Que prévoyait la loi ?

Cette loi mettait en place pour la première fois un cadre juridique cette activité soumise à ce jour à l’appréciation et au bon vouloir d’un groupe. Elle interdisait toute forme de monopole et faisait de l’Anep un simple opérateur d’édition et de publicité. Le gouvernement auquel j’appartenais a restitué en février 1999 la publicité aux ministères et entreprises publiques pour en faire un usage approprié donc en fonction de leurs objectifs et des cibles recherchées.

Et ce n’est pas le cas…

Il est scandaleux négliger un gros tirage sous prétexte qu’il n’est pas favorable au gouvernement et de publier un avis d’accès à un concours ou à un emploi ou encore un appel d’offres dans un journal qui diffuse moins de 10 000 exemplaires sans violer le principe constitutionnel de l’égalité de chances des Algériens.

En réalité, cela ne va pas dans le sens intérêts de ceux qui sont derrière son blocage. Suivez l’argent et vous trouverez beaucoup de réponses à vos interrogations sur beaucoup de dysfonctionnements en Algérie.

Qui décide de la répartition de la publicité au sein de l’ANEP ? Ses responsables ? Le ministère de la Communication? Le département de l’information du DRS ? Le premier ministre ?

Le problème n’est pas là car en l’absence de cadre légal et d’une autorité de contrôle ou de régulation, il ne peut y avoir ni rigueur ni transparence dans toute la gestion de l’Etat. Vous posez une question de fond qui est celle de la gouvernance. Qui a géré les hydrocarbures pendant 10 ans sans se conformer aux exigences légales de contrôle de gestion ? Qui a accordé des marchés mirobolants de gré à gré ? Qui contrôle la manne publicitaire et surtout qui en profite ? La rente de la publicité institutionnelle et des entreprises publiques, évaluée à 12 milliards de dinarsil y a deux années, est évidemment régie par toutes les autorités chacun à son niveau et en fonction de son pouvoir.

Qui alors ?

Cela va de la petite entreprise communale au sommet de l’Etat et elle se fait sans tenir compte des règles élémentaires d’efficacité ou de commercialité. En somme, une rente entre autres qui font le lit de la corruption politique chez nous. Donc l’ANEP rapporte non seulement des dividendes à ceux qui la commandent, mais elle leur permet également d’en user comme moyen de pression sur la ligne éditoriale des journaux. Du coup au lieu d’être le principal sponsor de la liberté d’expression, elle en est devenue une réelle menace .

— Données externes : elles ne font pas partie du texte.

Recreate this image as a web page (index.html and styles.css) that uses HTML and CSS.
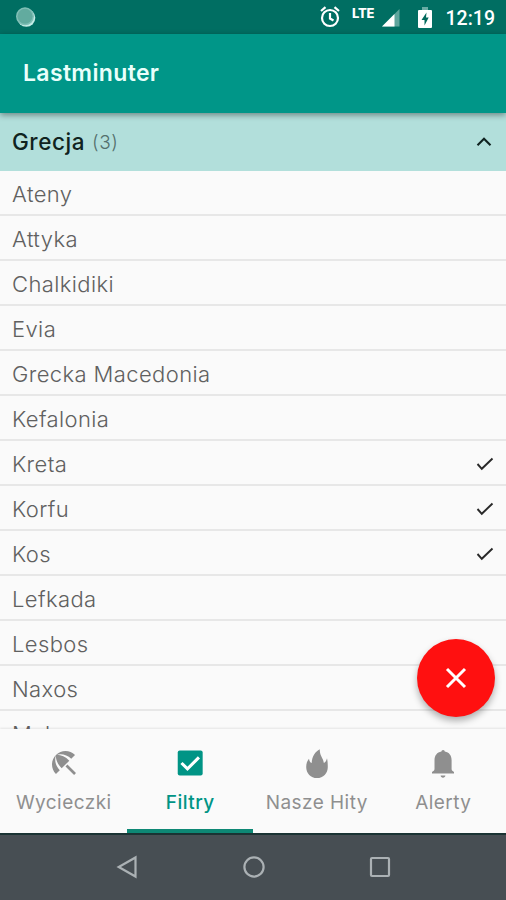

Maintenant qu’il y a la promesse, même vague, de mettre en place une loi sur la publicité, pensez-vous qu’il aurait été préférable de l’y intégrer comme chapitre dans la loi organique relative à l’information ?

Plus personne ne réclame la transparence dans la gestion de l’ANEP. Les titres qui bénéficient de ses largesses connaissent la recette. Ceux n’en reçoivent pas une part, en raison de leur liberté de ton, dépendent essentiellement de la publicité des opérateurs de téléphonie mobile étrangers, des concessionnaires auto et des banques étrangères.

Du coup l’ANEP, une agence publique contraint une partie de la presse nationale à recourir à des groupes étrangers ce qui crée un paradoxe tout à fait algérien dans lequel c’est l’Etat qui favorise la dépendance financière et fragilise la ligne éditoriale de ses propres médias. Peut-on avoir d’autres explications à cela à part la corruption ou l’incompétence. J’ose espérer que ce que ce n’est pas tout simplement une opération de sabotage.

Verra-t-on un jour une loi sur la publicité comme tous les Etats modernes ?

La loi existe depuis juin 1999 de même qu’un projet de loi sur le sondage d’opinions déposé en juin de la même année à L’Assemblée Populaire Nationale. Je n’ai pas le sentiment que la volonté politique de construire un Etat de droit soit dominante dans les centres de décision en Algérie. Réglementer cette activité revient à fixer des normes, les respecter et les faire respecter. Dans le cas contraire, le vide juridique actuel arrange certains cercles influents qui imposent les règles qui correspondent à leurs intérêts.